You are correct in regard to the weight shift and therefor the need for undersling.

Shawn Coyle

Dave:
a) Quick - get a patent on it!
b) what about the R-22 hub- it has flapping hinges as well as a teetering hinge, doesn't it?

heedm

Dave, one concern that I don't think has been mentioned is that with a hinge offset you generate a mast moment. I believe this is one of the reasons the response is more crisp, but it comes with a penalty...the mast must be stronger.

Must admit though, plan D does seem to be worth further investigation.

Dave Jackson

Hi Shawn,

a) ~ A 2-blade articulated rotor is probably going to experiences 2P vibration at advanced cyclic positions. The idea in this thread has a similar objective as Bell's 'hub spring', and this may be the reason why Bell filed a couple of patents on possible means to reduce the vibration.
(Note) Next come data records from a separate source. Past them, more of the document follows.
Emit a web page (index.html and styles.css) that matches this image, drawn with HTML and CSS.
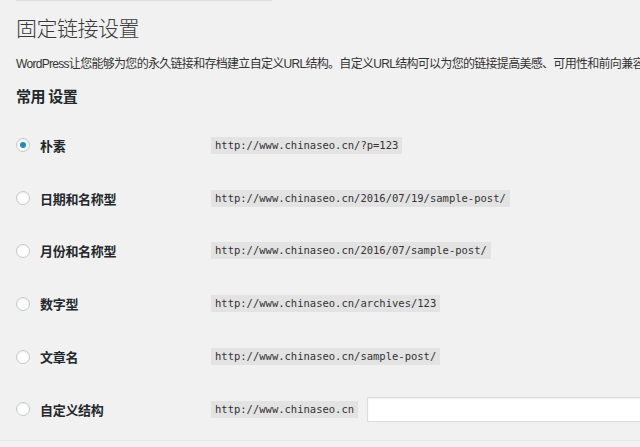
FILE: index.html
```html
<!DOCTYPE html>
<html lang="zh-CN">
<head>
<meta charset="utf-8">
<title>固定链接设置</title>
<link rel="stylesheet" href="styles.css">
</head>
<body>
<div class="wrap">
  <div class="topline"></div>
  <h1 class="title">固定链接设置</h1>
  <p class="desc">WordPress让您能够为您的永久链接和存档建立自定义URL结构。自定义URL结构可以为您的链接提高美感、可用性和前向兼容性。</p>
  <h2 class="section">常用 设置</h2>
  <div class="options">
    <div class="row">
      <label class="opt"><span class="radio checked"></span><span class="lbl">朴素</span></label>
      <div class="val"><code class="code">http://www.chinaseo.cn/?p=123</code></div>
    </div>
    <div class="row">
      <label class="opt"><span class="radio"></span><span class="lbl">日期和名称型</span></label>
      <div class="val"><code class="code">http://www.chinaseo.cn/2016/07/19/sample-post/</code></div>
    </div>
    <div class="row">
      <label class="opt"><span class="radio"></span><span class="lbl">月份和名称型</span></label>
      <div class="val"><code class="code">http://www.chinaseo.cn/2016/07/sample-post/</code></div>
    </div>
    <div class="row">
      <label class="opt"><span class="radio"></span><span class="lbl">数字型</span></label>
      <div class="val"><code class="code">http://www.chinaseo.cn/archives/123</code></div>
    </div>
    <div class="row">
      <label class="opt"><span class="radio"></span><span class="lbl">文章名</span></label>
      <div class="val"><code class="code">http://www.chinaseo.cn/sample-post/</code></div>
    </div>
    <div class="row">
      <label class="opt"><span class="radio"></span><span class="lbl">自定义结构</span></label>
      <div class="val"><code class="code">http://www.chinaseo.cn</code><span class="input"></span></div>
    </div>
  </div>
  <div class="bottomline"></div>
</div>
</body>
</html>
```

FILE: styles.css
```css
html, body {
  margin: 0;
  padding: 0;
  background: #f1f1f1;
  overflow: hidden;
}
.wrap {
  width: 640px;
  height: 447px;
  overflow: hidden;
  padding-left: 16px;
  box-sizing: border-box;
  font-family: "Liberation Sans", "Noto Sans CJK SC", sans-serif;
  color: #23282d;
}
.topline {
  width: 256px;
  height: 1px;
  background: #e0e0e0;
  border-bottom: 1px solid #ebebeb;
}
.title {
  margin: 12px 0 0;
  font-size: 21px;
  line-height: 30px;
  font-weight: 300;
  color: #3a3a3a;
  letter-spacing: -0.5px;
}
.desc {
  margin: 10px 0 0;
  font-size: 12px;
  line-height: 20px;
  color: #333;
  white-space: nowrap;
  letter-spacing: -0.7px;
}
.section {
  margin: 12px 0 0;
  font-size: 15px;
  line-height: 22px;
  font-weight: 700;
  color: #23282d;
  letter-spacing: -0.6px;
}
.options {
  margin-top: 11px;
  display: flex;
  flex-direction: column;
}
.row {
  height: 52.8px;
  display: flex;
  align-items: center;
}
.opt {
  width: 195px;
  display: flex;
  align-items: center;
  gap: 10px;
  flex-shrink: 0;
}
.radio {
  width: 14px;
  height: 14px;
  border-radius: 50%;
  border: 1px solid #c4c8cc;
  background: #fff;
  box-sizing: border-box;
  box-shadow: inset 0 1px 2px rgba(0,0,0,0.07);
  display: flex;
  align-items: center;
  justify-content: center;
}
.radio.checked::after {
  content: "";
  width: 6px;
  height: 6px;
  border-radius: 50%;
  background: #1e8cbe;
}
.lbl {
  font-size: 13px;
  font-weight: 700;
  color: #23282d;
  letter-spacing: -0.3px;
}
.val {
  display: flex;
  align-items: center;
  gap: 9px;
  white-space: nowrap;
}
.code {
  font-family: "DejaVu Sans Mono", "Liberation Mono", monospace;
  font-size: 10.5px;
  line-height: 17px;
  padding: 0 4px;
  background: #e3e3e3;
  color: #333;
}
.input {
  display: block;
  width: 300px;
  height: 25px;
  box-sizing: border-box;
  background: #fff;
  border: 1px solid #dddddd;
  box-shadow: inset 0 1px 2px rgba(0,0,0,0.07);
}
.bottomline {
  margin-top: 4px;
  margin-left: -16px;
  width: 640px;
  height: 1px;
  background: #e8e8e8;
}
```
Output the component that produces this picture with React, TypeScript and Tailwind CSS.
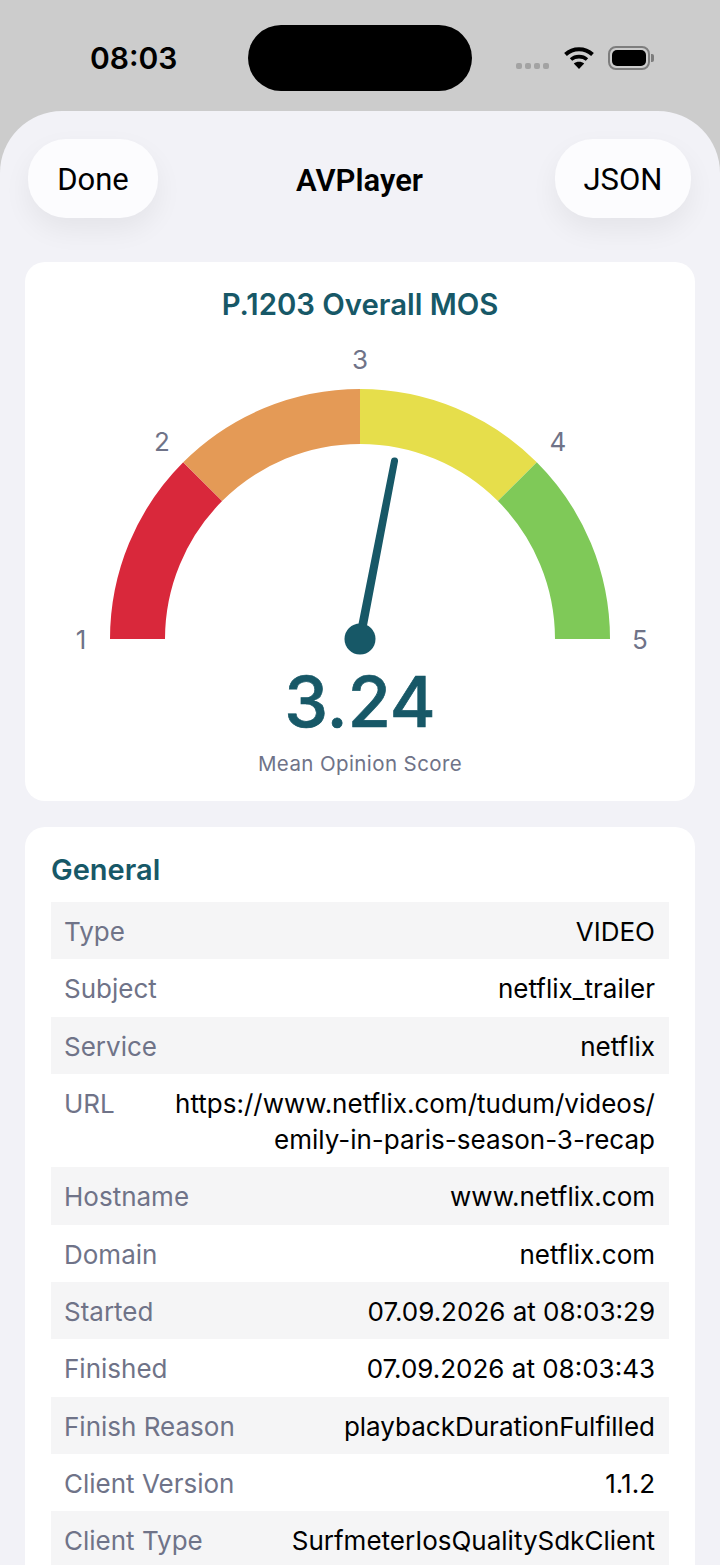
const rows: { label: string; value: string[] }[] = [
  { label: 'Type', value: ['VIDEO'] },
  { label: 'Subject', value: ['netflix_trailer'] },
  { label: 'Service', value: ['netflix'] },
  { label: 'URL', value: ['https://www.netflix.com/tudum/videos/', 'emily-in-paris-season-3-recap'] },
  { label: 'Hostname', value: ['www.netflix.com'] },
  { label: 'Domain', value: ['netflix.com'] },
  { label: 'Started', value: ['07.09.2026 at 08:03:29'] },
  { label: 'Finished', value: ['07.09.2026 at 08:03:43'] },
  { label: 'Finish Reason', value: ['playbackDurationFulfilled'] },
  { label: 'Client Version', value: ['1.1.2'] },
  { label: 'Client Type', value: ['SurfmeterIosQualitySdkClient'] },
];

function StatusBar() {
  return (
    <div className="relative h-[111px] shrink-0 bg-[#cccccc]">
      <span className="absolute left-[90px] top-[39px] text-[30px] leading-[38px] font-semibold text-black">
        08:03
      </span>
      <div className="absolute left-[248px] top-[25px] h-[66px] w-[224px] rounded-[33px] bg-black" />
      <div className="absolute left-[516px] top-[63px] flex gap-[3px]">
        <div className="h-[6px] w-[6px] rounded-[2px] bg-[#a3a3a3]" />
        <div className="h-[6px] w-[6px] rounded-[2px] bg-[#a3a3a3]" />
        <div className="h-[6px] w-[6px] rounded-[2px] bg-[#a3a3a3]" />
        <div className="h-[6px] w-[6px] rounded-[2px] bg-[#a3a3a3]" />
      </div>
      <svg className="absolute left-[564px] top-[46px]" width="30" height="24" viewBox="0 0 30 24">
        <path d="M1.5 8.5 C9 1.5 21 1.5 28.5 8.5" fill="none" stroke="#000" strokeWidth="4" />
        <path d="M7 13.5 C11.5 9.6 18.5 9.6 23 13.5" fill="none" stroke="#000" strokeWidth="3.6" />
        <path d="M15 23 L9.8 17.6 C12.6 15 17.4 15 20.2 17.6 Z" fill="#000" />
      </svg>
      <div className="absolute left-[608px] top-[46px] h-[24px] w-[42px] rounded-[8px] border-2 border-[#7d7d7d] p-[2px]">
        <div className="h-full w-full rounded-[5px] bg-black" />
      </div>
      <div className="absolute left-[651px] top-[54px] h-[8px] w-[3px] rounded-r-[2px] bg-[#7d7d7d]" />
    </div>
  );
}

function NavButton({ label, className }: { label: string; className: string }) {
  return (
    <div
      className={`flex h-[79px] items-center justify-center rounded-[38px] bg-[#fcfcfe] pt-[3px] text-[31px] text-black shadow-[0_12px_28px_rgba(0,0,0,0.06)] ${className}`}
    >
      {label}
    </div>
  );
}

function Gauge() {
  const cx = 360;
  const cy = 377;
  const arc = (from: number, to: number, color: string) => {
    const rad = (a: number) => (a * Math.PI) / 180;
    const outer = 250;
    const inner = 195;
    const p = (r: number, a: number) => `${cx - r * Math.cos(rad(a))} ${cy - r * Math.sin(rad(a))}`;
    return (
      <path
        d={`M${p(outer, from)} A${outer} ${outer} 0 0 1 ${p(outer, to)} L${p(inner, to)} A${inner} ${inner} 0 0 0 ${p(inner, from)} Z`}
        fill={color}
      />
    );
  };
  return (
    <svg className="absolute left-0 top-0" width="670" height="460" viewBox="25 0 670 460">
      {arc(0, 45, '#d9283b')}
      {arc(45, 90, '#e49a56')}
      {arc(90, 135, '#e6de4b')}
      {arc(135, 180, '#7fc958')}
      <g fill="#6f7388" fontSize="26" textAnchor="middle" fontFamily="Inter, sans-serif">
        <text x="81" y="387">1</text>
        <text x="162" y="189">2</text>
        <text x="360" y="107">3</text>
        <text x="558" y="189">4</text>
        <text x="640" y="387">5</text>
      </g>
      <path d="M355.5 377 L391 198.5 A3.5 3.5 0 0 1 398 199.5 L364.5 377 Z" fill="#175867" />
      <circle cx="360" cy="377" r="15.5" fill="#175867" />
    </svg>
  );
}

export default function App() {
  return (
    <div className="flex h-[1565px] w-[720px] flex-col overflow-hidden bg-[#cccccc] [font-family:Inter,sans-serif]">
      <StatusBar />
      <div className="flex-1 rounded-t-[62px] bg-[#f2f2f7] px-[25px]">
        <div className="-mx-[25px] grid h-[151px] grid-cols-[1fr_auto_1fr] items-start pl-[28px] pr-[29px] pt-[28px] [font-family:Roboto,sans-serif]">
          <NavButton label="Done" className="w-[130px]" />
          <span className="mt-[22px] text-[31px] font-semibold leading-[40px] text-black">AVPlayer</span>
          <NavButton label="JSON" className="w-[136px] justify-self-end" />
        </div>

        <section className="relative h-[539px] rounded-[20px] bg-white">
          <h2 className="pt-[25px] text-center text-[29.3px] font-semibold leading-[36px] text-[#175867]">
            P.1203 Overall MOS
          </h2>
          <Gauge />
          <div className="absolute inset-x-0 top-[400px] text-center text-[70px] font-medium leading-[80px] text-[#175867] [-webkit-text-stroke:0.7px_#175867]">
            3.24
          </div>
          <div className="absolute inset-x-0 top-[488px] text-center text-[20.5px] leading-[28px] tracking-[0.4px] text-[#6f7388]">
            Mean Opinion Score
          </div>
        </section>

        <section className="mt-[26px] rounded-[20px] bg-white px-[26px] pb-[60px] pt-[25px]">
          <h2 className="mb-[14px] text-[29px] font-semibold leading-[36px] text-[#175867]">General</h2>
          <div className="flex flex-col">
            {rows.map((row, i) => (
              <div
                key={row.label}
                className={`flex justify-between pb-[10px] pl-[13px] pr-[14px] pt-[12px] text-[26px] leading-[35.33px] ${i % 2 === 0 ? 'bg-[#f5f5f6]' : ''}`}
              >
                <span className="text-[#6f7388]">{row.label}</span>
                <div className="flex flex-col gap-[0.7px] text-right text-black">
                  {row.value.map((line) => (
                    <span key={line}>{line}</span>
                  ))}
                </div>
              </div>
            ))}
          </div>
        </section>
      </div>
    </div>
  );
}
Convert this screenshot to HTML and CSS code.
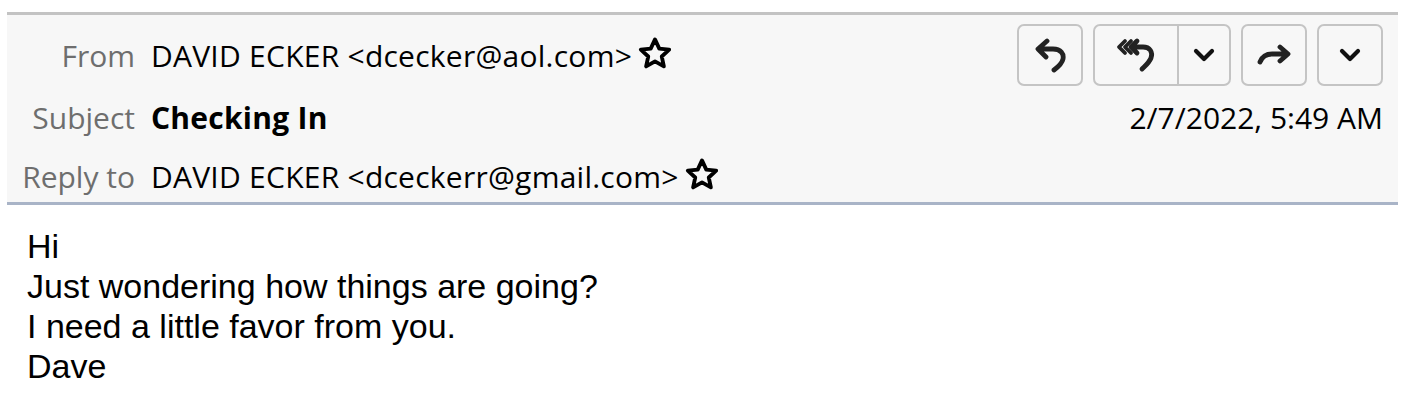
FILE: index.html
```html
<!DOCTYPE html>
<html>
<head>
<meta charset="utf-8">
<link rel="stylesheet" href="styles.css">
</head>
<body>
<div class="header">
  <div class="row row-from">
    <div class="label">From</div>
    <div class="value">DAVID ECKER &lt;dcecker@aol.com&gt;</div>
    <svg class="star" viewBox="0 0 32 32"><path d="M16 3 L19.8 11.2 L28.6 12.1 L22 18.2 L23.9 27 L16 22.5 L8.1 27 L10 18.2 L3.4 12.1 L12.2 11.2 Z" fill="none" stroke="#000" stroke-width="3.4" stroke-linejoin="round"/></svg>
    <div class="buttons">
      <button class="btn">
        <svg class="ico" width="32" height="36" viewBox="0 0 32 36"><path d="M13 4 L4 12 L12 20 M5 12 H19 C27 12 30 17 29 22 C28 27 24 30 20 33" fill="none" stroke="#222" stroke-width="4.8" stroke-linecap="round" stroke-linejoin="round"/></svg>
      </button>
      <div class="split">
        <button class="btn split-main">
          <svg class="ico" width="40" height="36" viewBox="0 0 40 36"><path d="M9 4 L3 10 L9 16 M15 4 L9 10 L15 16" fill="none" stroke="#222" stroke-width="3.8" stroke-linecap="round" stroke-linejoin="round"/><path d="M21 4 L15 10 L21 16 M16 10 H27 C34 10 37 15 35 21 C33 26 29 29 26 32" fill="none" stroke="#222" stroke-width="4.8" stroke-linecap="round" stroke-linejoin="round"/></svg>
        </button>
        <button class="btn split-drop">
          <svg class="chev" width="22" height="14" viewBox="0 0 22 14"><path d="M3 3 L11 11 L19 3" fill="none" stroke="#111" stroke-width="4.2" stroke-linecap="round" stroke-linejoin="round"/></svg>
        </button>
      </div>
      <button class="btn">
        <svg class="ico" width="36" height="24" viewBox="0 0 36 24"><path d="M24 4 L32 11 L24 18 M31 11 H16 C10 11 6 14 4 19" fill="none" stroke="#222" stroke-width="4.8" stroke-linecap="round" stroke-linejoin="round"/></svg>
      </button>
      <button class="btn">
        <svg class="chev" width="22" height="14" viewBox="0 0 22 14"><path d="M3 3 L11 11 L19 3" fill="none" stroke="#111" stroke-width="4.2" stroke-linecap="round" stroke-linejoin="round"/></svg>
      </button>
    </div>
  </div>
  <div class="row row-subject">
    <div class="label">Subject</div>
    <div class="value subject">Checking In</div>
    <div class="date">2/7/2022, 5:49 AM</div>
  </div>
  <div class="row row-reply">
    <div class="label">Reply to</div>
    <div class="value">DAVID ECKER &lt;dceckerr@gmail.com&gt;</div>
    <svg class="star" viewBox="0 0 32 32"><path d="M16 3 L19.8 11.2 L28.6 12.1 L22 18.2 L23.9 27 L16 22.5 L8.1 27 L10 18.2 L3.4 12.1 L12.2 11.2 Z" fill="none" stroke="#000" stroke-width="3.4" stroke-linejoin="round"/></svg>
  </div>
</div>
<div class="message">
  <div>Hi</div>
  <div>Just wondering how things are going?</div>
  <div>I need a little favor from you.</div>
  <div>Dave</div>
</div>
</body>
</html>
```

FILE: styles.css
```css
html, body {
  margin: 0;
  padding: 0;
  background: #ffffff;
}
body {
  padding-top: 12px;
}
.header {
  margin-left: 7px;
  width: 1391px;
  box-sizing: border-box;
  background: #f7f7f7;
  border-top: 3px solid #c3c3c3;
  border-bottom: 3px solid #a9b4c7;
  padding: 9px 15px 0 0;
  font-family: "Open Sans", "Noto Sans", sans-serif;
  font-size: 30px;
  color: #000;
}
.row {
  display: flex;
  align-items: center;
}
.row-from { height: 62px; }
.row-subject { height: 62px; }
.row-reply { height: 54px; padding-top: 2px; box-sizing: border-box; }
.label {
  width: 128px;
  text-align: right;
  color: #6e6e6e;
  margin-right: 16px;
}
.value {
  white-space: nowrap;
  letter-spacing: 0.25px;
}
.subject { font-weight: 700; }
.star {
  width: 36px;
  height: 36px;
  margin-left: 5px;
  margin-top: -3px;
}
.buttons {
  margin-left: auto;
  display: flex;
  gap: 10px;
}
.btn {
  height: 62px;
  width: 66px;
  box-sizing: border-box;
  border: 2px solid #c4c4c4;
  border-radius: 7px;
  background: #f7f7f7;
  display: flex;
  align-items: center;
  justify-content: center;
  padding: 0;
}
.split {
  display: flex;
  border: 2px solid #c4c4c4;
  border-radius: 7px;
  height: 62px;
  width: 138px;
  box-sizing: border-box;
}
.split .btn {
  border: none;
  height: 58px;
  border-radius: 0;
  background: transparent;
}
.split-main {
  width: 84px;
  border-right: 2px solid #c4c4c4 !important;
}
.split-drop { width: 50px; }
.date {
  margin-left: auto;
  white-space: nowrap;
}
.message {
  padding: 21px 0 0 27px;
  font-family: "Liberation Sans", Arial, sans-serif;
  font-size: 34px;
  line-height: 40px;
  color: #000;
}
```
This idea may be OK for the intermeshing SynchroLite since this craft has two rotors with two blades each, for a total of 4 blades. This means that the vibration will have a rate more than twice that of a comparable single-roter craft and an amplitude less than half. Plus, the SynchroLIte is intended for the US Ultralight category, and by regulation, it is therefor limited to a benign velocity of 55 knots. Want to share the patent's cost and royalities?

b) ~ Yes, but this is Lu's department


heedm, thanks for the input.

You're right. The rotor hub and mast etc. must be stronger. isn't Bell experiencing a similar situation right now, with a modification to existing helicopters?

Another penalty is the highly probable 2P vibration, as mentioned.
The boring reason for this is; If the cyclic was to be pushed forward it will cause the tip path plane of the disk to tip down at the front, in respect to the mast plane. This must mean that when the blades are at 0º & 180º azimuth, the centrifugal force and hub offsets are attempting to 'torque' the mast plane into alignment with the tip path plane. This is in addition to the thrust from the rotor, which is attempting to 'drag' it into alignment. When the blades are at 90º & 270º azimuth, only the previously mentioned 'dragging' activity is taking place. This 'torque ~ no torque' will probably create a 2 per rev. vibration.